Item 4:  Changes in Registrant's Certifying Accountants
         ---------------------------------------------

  The Audit Committee of the Board of Directors of Brown & Sharpe Manufacturing
Company (the "Company") approved and recommended to the Board of Directors of
the Company and the Board of Directors has approved, subject to management of
the Company concluding an agreement with Ernst & Young L.L.P. ("Ernst & Young")
to serve as the Company's independent auditors for fiscal year 1995, that the
independent accounting firm of Coopers & Lybrand L.L.P. ("Coopers & Lybrand"),
which served as the Company's independent accountants for fiscal year 1994
ending on December 31st and a number of prior years, be dismissed effective upon
completion of the Company's 1994 financial statements and the rendering of their
opinion thereon which occurred on March 29, 1995. The appointment of the
independent accounting firm of Ernst & Young as the Company's independent
accountants for fiscal year 1995 was effective upon the dismissal of Coopers &
Lybrand on March 29, 1995, subject to approval by the stockholders at the 1995
Annual Meeting of Stockholders.

     The Company believes there were no disagreements with Coopers & Lybrand
within the meaning of Instruction 4 of Item 304 of Regulation S-K on any matter
of accounting principles or practices, financial statement disclosure or
auditing scope or procedure in connection with the audits of the Company's
financial statements for the fiscal years ended December 26, 1992, December 25,
1993 and December 31, 1994 or for any subsequent interim period, which
disagreements, if not resolved to their satisfaction, would have caused Coopers
& Lybrand to make a reference to the subject matter of the disagreement in
connection with its reports.

     The reports of Coopers & Lybrand on the Company's financial statements for
fiscal years 1992, 1993 and 1994 or for any subsequent interim period did not
contain an adverse opinion or a disclaimer of opinion, nor were such reports
qualified or modified as to uncertainty, audit scope, or accounting principles.

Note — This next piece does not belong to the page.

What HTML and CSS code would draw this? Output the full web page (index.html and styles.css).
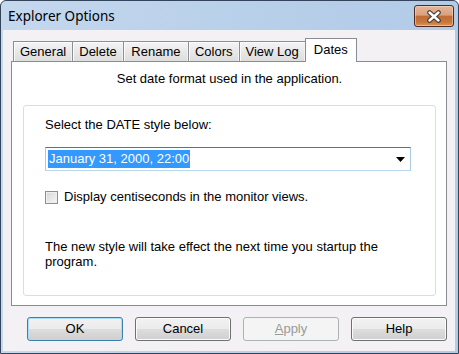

     During the Company's two (2) most recently completed fiscal years and
through the present date, there have been no reportable events (as defined in
Item 304 of Regulation S-K) with Coopers & Lybrand and during such periods the
Company has not consulted with Ernst & Young regarding the application of
accounting principles to a specified transaction, either completed or proposed,
or the type of audit opinion that might be rendered on the Company's financial
statements.

     A letter from Coopers & Lybrand addressed to the Securities and Exchange
Commission is included in Exhibit 16 to this Form 8-K.  Such letter states that
Coopers & Lybrand agrees with the statements made by the Company in this Item 4.

Item 7:  Financial Statements and Exhibits
         ---------------------------------

(c)  Exhibits

16.  Letter of Coopers & Lybrand to the Securities and Exchange Commission
     included herein pursuant to the requirements of Item 304(a)(3) of
     Regulation S-K.
<PAGE>
 
                                   SIGNATURE



  Pursuant to the requirements of the Securities Exchange Act of 1934, the
registrant has caused the report to be signed on its behalf by the undersigned
thereunto duly authorized.

                                 Brown & Sharpe Manufacturing Company



                                 By:  /s/ Charles A. Junkunc
                                      ------------------------------------------
                                      Charles A. Junkunc
                                      Vice President and Chief Financial Officer

March 29, 1995

<PAGE>
 
                                                                      EXHIBIT 16


                [LETTERHEAD OF COOPERS & LYBRAND APPEARS HERE]



April 3, 1995


Securities and Exchange Commission
450 Fifth Street, N.W.
Washington, D.C. 20549

Gentlemen:

We have read the statements made by Brown & Sharpe Manufacturing Company, which 
we understand will be filed with the Commission, pursuant to Item 4 of Form 8K, 
as part of the Company's Form 8-K report dated March 29, 1995. We agree with the
statements concerning our Firm in such Form 8-K.

                                       Very truly yours,

                                       /s/ Coopers & Lybrand L.L.P.

                                       Coopers & Lybrand L.L.P.